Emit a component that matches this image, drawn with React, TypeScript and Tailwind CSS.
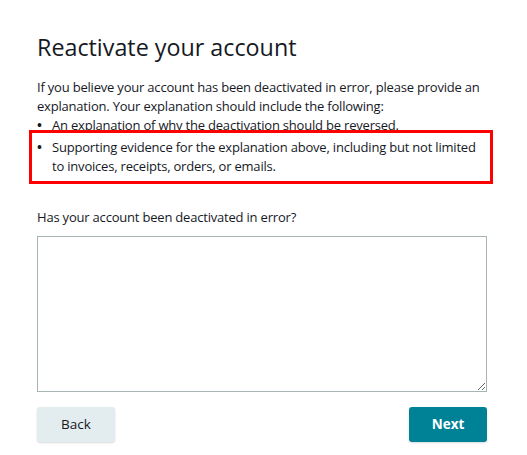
export default function App() {
  return (
    <div className="min-h-[455px] w-[527px] bg-white font-['Open_Sans',sans-serif] text-[#16191f]">
      <div className="w-[450px] pl-[37px] pt-[33px] box-content">
        <h1 className="text-[23.3px] leading-[28px] font-normal">Reactivate your account</h1>

        <div className="text-[13px] leading-[19px] tracking-[-0.2px]">
          <p className="mt-[17px]">
            If you believe your account has been deactivated in error, please provide an explanation. Your
            explanation should include the following:
          </p>
          <ul>
            <li className="flex">
              <span className="w-[15px] shrink-0 font-bold">•</span>
              <span>An explanation of why the deactivation should be reversed.</span>
            </li>
            <li className="relative mt-[3px] flex">
              <span className="w-[15px] shrink-0 font-bold">•</span>
              <span>
                Supporting evidence for the explanation above, including but not limited to invoices,
                receipts, orders, or emails.
              </span>
              <div className="pointer-events-none absolute -left-[8px] -right-[6px] -top-[8px] -bottom-[8px] border-[3px] border-[#ff0000]" />
            </li>
          </ul>

          <label className="mt-[32px] block">Has your account been deactivated in error?</label>
        </div>
        <textarea className="mt-[9px] block h-[156px] w-[450px] rounded-none border border-[#a6b4b6] bg-white p-2 text-[13px] outline-none" />

        <div className="mt-[15px] flex justify-between">
          <button className="h-[35px] w-[78px] rounded-[3px] bg-[#e3ecee] text-[13.5px] text-[#16191f] shadow-[0_1px_2px_rgba(0,0,0,0.15)]">
            Back
          </button>
          <button className="h-[35px] w-[78px] rounded-[3px] bg-[#008296] text-[13.5px] font-bold text-white shadow-[0_1px_2px_rgba(0,0,0,0.15)]">
            Next
          </button>
        </div>
      </div>
    </div>
  );
}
______
- [EXERCISE DIRECTIONS]:
Write out the full set of lines verbatim, without the pictures.

- [SOLUTION]:
Emit a component that matches this image, drawn with React, TypeScript and Tailwind CSS.
export default function App() {
  return (
    <div className="min-h-[455px] w-[527px] bg-white font-['Open_Sans',sans-serif] text-[#16191f]">
      <div className="w-[450px] pl-[37px] pt-[33px] box-content">
        <h1 className="text-[23.3px] leading-[28px] font-normal">Reactivate your account</h1>

        <div className="text-[13px] leading-[19px] tracking-[-0.2px]">
          <p className="mt-[17px]">
            If you believe your account has been deactivated in error, please provide an explanation. Your
            explanation should include the following:
          </p>
          <ul>
            <li className="flex">
              <span className="w-[15px] shrink-0 font-bold">•</span>
              <span>An explanation of why the deactivation should be reversed.</span>
            </li>
            <li className="relative mt-[3px] flex">
              <span className="w-[15px] shrink-0 font-bold">•</span>
              <span>
                Supporting evidence for the explanation above, including but not limited to invoices,
                receipts, orders, or emails.
              </span>
              <div className="pointer-events-none absolute -left-[8px] -right-[6px] -top-[8px] -bottom-[8px] border-[3px] border-[#ff0000]" />
            </li>
          </ul>

          <label className="mt-[32px] block">Has your account been deactivated in error?</label>
        </div>
        <textarea className="mt-[9px] block h-[156px] w-[450px] rounded-none border border-[#a6b4b6] bg-white p-2 text-[13px] outline-none" />

        <div className="mt-[15px] flex justify-between">
          <button className="h-[35px] w-[78px] rounded-[3px] bg-[#e3ecee] text-[13.5px] text-[#16191f] shadow-[0_1px_2px_rgba(0,0,0,0.15)]">
            Back
          </button>
          <button className="h-[35px] w-[78px] rounded-[3px] bg-[#008296] text-[13.5px] font-bold text-white shadow-[0_1px_2px_rgba(0,0,0,0.15)]">
            Next
          </button>
        </div>
      </div>
    </div>
  );
}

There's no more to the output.